* To be done: Return the number of lines that include the string "React", without any other text.

* Dataset extract:
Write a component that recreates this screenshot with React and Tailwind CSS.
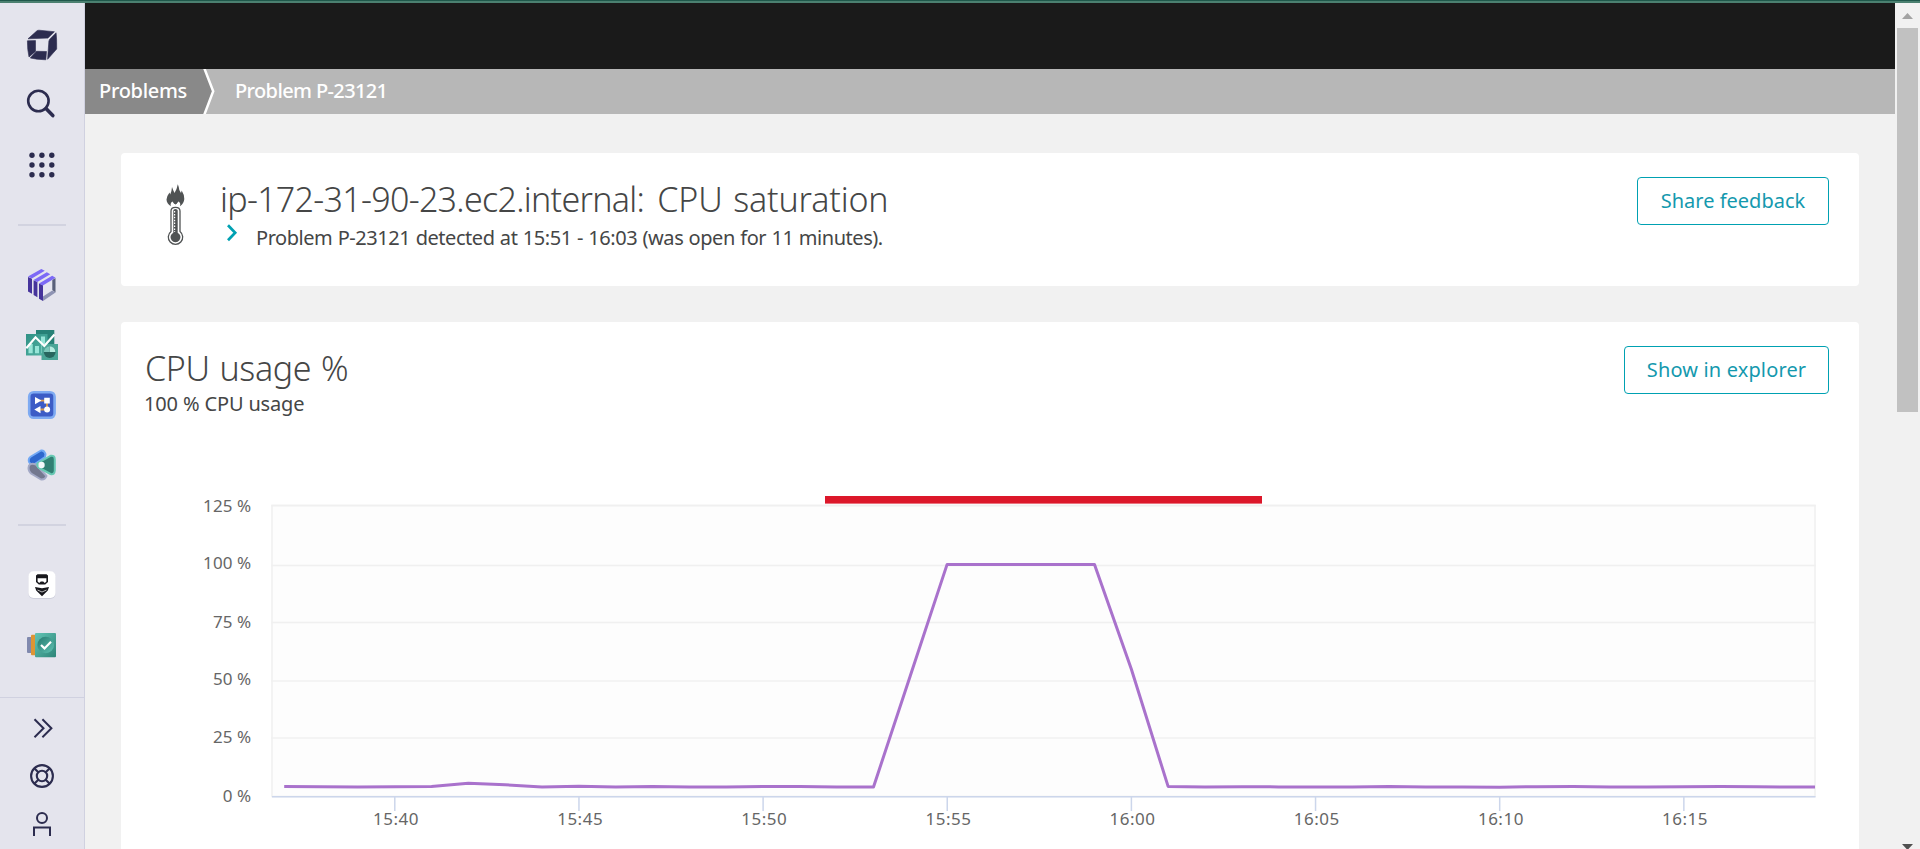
import React from "react";

const INK = "#2c2c4f";

function Glyph({ y, h = 60, label, children }) {
  return (
    <svg className="block w-[60px] shrink-0" height={h} viewBox={`12 ${y} 60 ${h}`} fill="none" aria-label={label}>
      {children}
    </svg>
  );
}

function Logo() {
  return (
    <Glyph y={15} label="Home">
      <g fill={INK} stroke={INK} strokeWidth="0.6" strokeLinejoin="round">
        <path d="M28 38.8 37.2 30.6Q38 30.2 39 30.2L54.4 31.7 48 38.1Z" />
        <path d="M49.7 39.2 56.1 32.8Q56.8 39 56.7 49L47.6 59.3Q48.2 50 48.9 41Z" />
        <path d="M27.4 40.8 35.5 40.6 35.5 51.4 29 57Q27.3 50 27.4 40.8Z" />
        <path d="M30.3 58 36.4 51.3 46.5 51.5 45.8 59.8 37 59.2Z" />
      </g>
    </Glyph>
  );
}

function Search() {
  return (
    <Glyph y={75} label="Search">
      <circle cx="38.4" cy="101" r="10.2" stroke={INK} strokeWidth="2.6" />
      <path d="M46 108.6 52.8 115.6" stroke={INK} strokeWidth="3.6" strokeLinecap="round" />
    </Glyph>
  );
}

function Apps() {
  return (
    <Glyph y={135} label="Apps">
      {[155.2, 165, 174.8].map((cy) => [32, 41.9, 51.8].map((cx) => <circle key={`${cx}-${cy}`} cx={cx} cy={cy} r="2.7" fill={INK} />))}
    </Glyph>
  );
}

function Panels() {
  return (
    <Glyph y={255} label="Clouds">
      <path d="M43 286 52.5 281V290.5L43 295.5Z" fill="#e6e6f0" />
      <path d="M52.3 280 55.5 278V292.5L52.3 290Z" fill="#59607a" />
      <path d="M43 301V296.5L52.3 290.5 55.5 292.5Z" fill="#8e93b3" />
      <path d="M28 277 32 278.8V293.8L28 291.5ZM33.6 280.2 37.4 282V297.2L33.6 295ZM39 283.5 43 285.2V301L39 298.8Z" fill="#46349c" />
      <path d="M28 276.6 41.3 269 44.8 270.8 31.8 278.6ZM33.6 280 46.8 272.3 50.3 274.2 37.3 281.9ZM39 283.4 52.2 275.8 55.6 277.7 42.8 285.4Z" fill="#7c69f6" />
    </Glyph>
  );
}

function Dashboards() {
  return (
    <Glyph y={315} label="Dashboards">
      <defs>
        <linearGradient id="dashA" x1="0" y1="0" x2="1" y2="1">
          <stop stopColor="#2f9085" />
          <stop offset="1" stopColor="#55b5a6" />
        </linearGradient>
      </defs>
      <rect x="36" y="330" width="18.3" height="18" fill="#278177" />
      <rect x="26" y="334" width="21.5" height="21.5" fill="url(#dashA)" />
      <path d="M28.5 344h4.2v9.3h-4.2ZM35 346h4v7.3h-4ZM41 336.5h4v16.8h-4Z" fill="#97e5d8" />
      <rect x="41.5" y="344" width="16.5" height="16" fill="#4aa597" />
      <circle cx="49.7" cy="352.2" r="5.8" fill="#27665f" />
      <path d="M49.5 352V346.2A5.8 5.8 0 0 1 55.4 352Z" fill="#b5ece1" />
      <path d="M49.5 352H43.9A5.8 5.8 0 0 1 49.5 346.2Z" fill="#7cc8bb" />
      <path d="M26.3 348.3 35.5 337.3 44.3 346 54.5 334.5" stroke="#fff" strokeWidth="2.2" />
    </Glyph>
  );
}

function Workflows() {
  return (
    <Glyph y={375} label="Workflows">
      <rect x="29.2" y="392.2" width="25.4" height="25.6" rx="4.5" fill="#3c5cc6" stroke="#7eaaf2" strokeWidth="2.6" />
      <path d="M40 400.6H47V409.5H39" stroke="#d99b49" strokeWidth="1.8" />
      <path d="M35 397V404.2L41.5 400.6ZM44.2 397.8H49.8V403.4H44.2ZM34.3 409.6 40.5 406V413.2Z" fill="#fff" />
      <circle cx="47.1" cy="409.6" r="3" fill="#fff" />
    </Glyph>
  );
}

function Discover() {
  return (
    <Glyph y={435} label="Discovery">
      <g strokeLinejoin="round" strokeWidth="2">
        <path d="M29 462Q28 458.500 31 456.500L41 450.500Q44 449.800 45.500 454L45 457 34 464.500Q30 464.500 29 462Z" fill="#2e67cd" stroke="#71a8f5" />
        <path d="M29 465.500Q27.500 470 31 473.500L41 479.500Q45 480 46.500 476L36 464.500Q31 462.800 29 465.500Z" fill="#73788f" stroke="#a3a9c6" />
        <path d="M38 463 50.500 455.800Q54.800 455 54.800 459.500V470.500Q54.500 475 50.500 474L38.500 467.500Q36.200 465 38 463Z" fill="#317f73" stroke="#68c9b4" />
      </g>
      <circle cx="41.5" cy="465" r="3.2" fill="#f3f8fb" />
    </Glyph>
  );
}

function Ninja() {
  return (
    <Glyph y={555} label="Ninja">
      <rect x="28.5" y="572" width="27" height="27" rx="5" fill="#cfd0dc" />
      <rect x="28.5" y="571.3" width="27" height="26.7" rx="5" fill="#fff" />
      <path d="M37.5 574.3H46.5L48 575.5V582L45.2 584.6H38.8L36 582V575.5Z" fill="#17171c" />
      <path d="M37.6 578.3H46.4V581.5L44.8 582.9 43.2 581.5H40.8L39.2 582.9 37.6 581.5Z" fill="#fff" />
      <path d="M35 587 42 588.2 49 587 47.8 590.5 42 596.3 36.2 590.5Z" fill="#17171c" />
      <path d="M37.5 590 42 592 46.5 590" stroke="#fff" strokeWidth="0.7" />
    </Glyph>
  );
}

function Guardian() {
  return (
    <Glyph y={615} label="Guardian">
      <defs>
        <linearGradient id="gA" x1="0" y1="0" x2="1" y2="1">
          <stop stopColor="#62c4b5" />
          <stop offset="1" stopColor="#2d8578" />
        </linearGradient>
        <linearGradient id="gB" x1="0" y1="0" x2="1" y2="1">
          <stop stopColor="#267a70" />
          <stop offset="1" stopColor="#5fc2b2" />
        </linearGradient>
      </defs>
      <rect x="27" y="637" width="6" height="16" rx="1" fill="#8089ae" />
      <rect x="31" y="634.7" width="6" height="20.5" rx="1" fill="#dd9534" />
      <rect x="35" y="633" width="21" height="24.3" rx="1" fill="url(#gA)" />
      <circle cx="45.7" cy="645" r="8.3" fill="url(#gB)" />
      <path d="M41 645 44.5 648.4 51 641.8" stroke="#fff" strokeWidth="2.2" />
    </Glyph>
  );
}

function Footer() {
  return (
    <>
      <Glyph y={704} h={48} label="Expand">
        <path d="M34.5 719.2 43.5 728.2 34.5 737.2M42.4 719.2 51.4 728.2 42.4 737.2" stroke={INK} strokeWidth="2" />
      </Glyph>
      <Glyph y={752} h={48} label="Help">
        <g stroke={INK} strokeWidth="2.1">
          <circle cx="42" cy="776" r="10.9" />
          <circle cx="42" cy="776" r="5.2" />
          <path d="M34.3 768.3 38.3 772.3M49.7 768.3 45.7 772.3M34.3 783.7 38.3 779.7M49.7 783.7 45.7 779.7" />
        </g>
      </Glyph>
      <Glyph y={800} h={48} label="Account">
        <g stroke={INK} strokeWidth="2">
          <circle cx="42" cy="818" r="5" />
          <path d="M34 836V827.5H50V836" />
        </g>
      </Glyph>
    </>
  );
}

function Sidebar() {
  return (
    <nav className="flex w-[85px] shrink-0 flex-col items-center border-r border-[#d0d1e0] bg-[#e4e4ed] pt-3">
      <Logo />
      <Search />
      <Apps />
      <div className="my-[29px] h-0.5 w-12 shrink-0 bg-[#d2d3e0]" />
      <Panels />
      <Dashboards />
      <Workflows />
      <Discover />
      <div className="my-[29px] h-0.5 w-12 shrink-0 bg-[#d2d3e0]" />
      <Ninja />
      <Guardian />
      <div className="mt-[22px] flex w-full flex-col items-center border-t border-[#d0d1e0] pt-1.5">
        <Footer />
      </div>
    </nav>
  );
}

function Breadcrumbs() {
  return (
    <div className="flex h-[45px] shrink-0 items-center bg-[#b7b7b7] text-xl font-medium text-white">
      <div className="flex h-full w-[118px] items-center bg-[#898989] pb-0.5 pl-3.5 tracking-[-0.3px]">Problems</div>
      <svg className="block h-[45px] w-3" viewBox="0 0 12 45" fill="none">
        <path d="M0 0H1.5L10 22.5 1.5 45H0Z" fill="#898989" />
        <path d="M1.2 -1 10.2 22.3 1.2 46" stroke="#fff" strokeWidth="2.5" />
      </svg>
      <div className="pb-0.5 pl-5 tracking-[-0.62px]">Problem P-23121</div>
    </div>
  );
}

function Thermometer() {
  return (
    <svg className="block h-[64px] w-[20px]" viewBox="165 183 20 64" fill="none">
      <path d="M172 187Q173 190 174.5 193Q177 189 177.8 184.2Q179 187 179.3 190L181 193 181.7 190.5Q184.500 195 184.3 199Q184 203.5 180 206.2Q181 202.5 178.3 201.5Q176.5 204.2 175.3 204.2Q174 204 172.5 201.5Q170 203 170.8 206.2Q166.7 203.5 166.5 199.5Q166.5 196.5 169.5 192.5L170.2 194.5Q171.8 191 172 187Z" fill="#505354" />
      <path d="M173.2 198.5H178Q178.8 202 175.6 204.5Q172.5 202 173.2 198.5Z" fill="#505354" />
      <path d="M171 211Q171 207.3 175.5 207.3Q180 207.3 180 211V231.5A7.2 7.2 0 1 1 171 231.5Z" stroke="#505354" strokeWidth="1.3" />
      <path d="M173.3 210.5Q173.3 209 175.5 209Q177.7 209 177.7 210.5V232.7A5 5 0 1 1 173.3 232.7Z" fill="#505354" />
      <path d="M174.6 211V232" stroke="#fff" strokeWidth="1.2" strokeDasharray="1.5 1.4" />
    </svg>
  );
}

function OutlineButton({ className, children }) {
  return (
    <button className={`flex h-12 shrink-0 items-center justify-center rounded-[4px] border border-[#00a1b2] bg-white text-xl text-[#1499ae] ${className}`}>
      {children}
    </button>
  );
}

function ProblemCard() {
  return (
    <section className="flex h-[133px] shrink-0 items-start rounded-[4px] bg-white pl-11 pr-[30px]">
      <div className="pt-[30px]">
        <Thermometer />
      </div>
      <div className="ml-[33px] flex-1 pt-[26px]">
        <h1 className="pl-0.5 text-[34px] font-light leading-10 tracking-[-0.7px] whitespace-nowrap">
          ip-172-31-90-23.ec2.internal:{" "}
          <span className="pl-[5px] tracking-[-0.15px] [word-spacing:2px]">CPU saturation</span>
        </h1>
        <div className="flex pt-[7px]">
          <svg className="-mt-[5px] block h-6 w-[38px]" viewBox="0 0 38 24" fill="none">
            <path d="M10 4.2 17.2 11.8 10 19.3" stroke="#00a1b2" strokeWidth="2.7" />
          </svg>
          <p className="text-xl leading-6 tracking-[-0.45px] whitespace-nowrap [word-spacing:0.6px]">
            Problem P-23121 detected at 15:51 - 16:03 (was open for 11 minutes).
          </p>
        </div>
      </div>
      <OutlineButton className="mt-6 w-[192px]">Share feedback</OutlineButton>
    </section>
  );
}

const START = 284.2;
const STEP = 36.83;
const levels = [786.6, 786.8, 786.9, 786.8, 786.4, 783.3, 784.8, 787.1, 786.2, 787, 786.5, 786.9, 786.9, 786.6, 786.6, 786.9, 787, 675.7, 564.4, 564.4, 564.4, 564.4, 564.4, 669, 786.4, 787, 786.7, 786.9, 786.9, 786.9, 786.4, 786.9, 786.9, 787.2, 786.7, 786.4, 786.9, 787, 786.8, 786.5, 786.8, 787, 786.9];
const points = levels.map((y, i) => `${Math.min(START + i * STEP, 1815).toFixed(1)},${y}`).join(" ");
const rows = [
  ["125 %", 505.5, 511.8],
  ["100 %", 565.5, 568.8],
  ["75 %", 622.5, 628],
  ["50 %", 681, 685],
  ["25 %", 738, 743],
  ["0 %", 0, 802],
];
const times = ["15:40", "15:45", "15:50", "15:55", "16:00", "16:05", "16:10", "16:15"];

function CpuChart() {
  return (
    <svg className="block h-[369px] w-full" viewBox="121 480 1738 369">
      <rect x="272" y="505.5" width="1543" height="291" fill="#fdfdfd" stroke="#f0f0f0" strokeWidth="1.6" />
      {rows.map(([label, y, base]) => (
        <g key={label}>
          {y > 0 && <line x1="271.5" x2="1815.5" y1={y} y2={y} stroke="#f0f0f0" strokeWidth="1.6" />}
          <text x="251.3" y={base} textAnchor="end" fontSize="17" letterSpacing="0.1" fill="#666">{label}</text>
        </g>
      ))}
      <line x1="272" x2="1815.5" y1="796.7" y2="796.7" stroke="#ccd6eb" strokeWidth="1.6" />
      {times.map((t, i) => (
        <g key={t}>
          <line x1={394.8 + i * 184.15} x2={394.8 + i * 184.15} y1="797" y2="811" stroke="#ccd6eb" strokeWidth="1.5" />
          <text x={396 + i * 184.15} y="824.8" textAnchor="middle" fontSize="17" letterSpacing="0.5" fill="#666">{t}</text>
        </g>
      ))}
      <rect x="825" y="496" width="437" height="7.6" fill="#dc172a" />
      <polyline points={points} fill="none" stroke="#a972cc" strokeWidth="3" strokeLinejoin="round" />
    </svg>
  );
}

function UsageCard() {
  return (
    <section className="flex h-[527px] shrink-0 flex-col rounded-t-[4px] bg-white">
      <div className="flex h-[158px] shrink-0 items-start justify-between pl-6 pr-[30px]">
        <div className="pt-[26px]">
          <h2 className="text-[34px] font-light leading-10 tracking-[-0.4px] [word-spacing:1.5px]">CPU usage %</h2>
          <p className="-ml-px pt-1 text-xl leading-6 tracking-[-0.15px]">100 % CPU usage</p>
        </div>
        <OutlineButton className="mt-6 w-[205px] tracking-[0.15px]">Show in explorer</OutlineButton>
      </div>
      <CpuChart />
    </section>
  );
}

function Scrollbar() {
  return (
    <div className="flex w-[25px] shrink-0 flex-col items-center justify-between bg-[#f1f1f1]">
      <div className="flex flex-col items-center">
        <svg className="block h-[25px] w-[25px]" viewBox="0 0 25 25">
          <path d="M7 16 12.5 10 18 16Z" fill="#a3a3a3" />
        </svg>
        <div className="h-[384px] w-[21px] bg-[#c1c1c1]" />
      </div>
      <svg className="block h-[5px] w-[25px]" viewBox="0 0 25 5">
        <path d="M7 0H18L12.5 6Z" fill="#505050" />
      </svg>
    </div>
  );
}

export default function App() {
  return (
    <div className="flex h-[849px] w-[1920px] flex-col overflow-hidden bg-[#f1f1f1] font-['Noto_Sans',sans-serif] text-[#454646]">
      <div className="h-[3px] shrink-0 border-t border-[#1f584b] bg-[#4b8070]" />
      <div className="flex h-[846px] shrink-0">
        <Sidebar />
        <main className="flex min-w-0 flex-1 flex-col overflow-hidden">
          <header className="h-[66px] shrink-0 bg-[#1a1a1a]" />
          <Breadcrumbs />
          <div className="flex flex-col gap-9 pl-9 pr-9 pt-[39px]">
            <ProblemCard />
            <UsageCard />
          </div>
        </main>
        <Scrollbar />
      </div>
    </div>
  );
}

* Expected answer: 2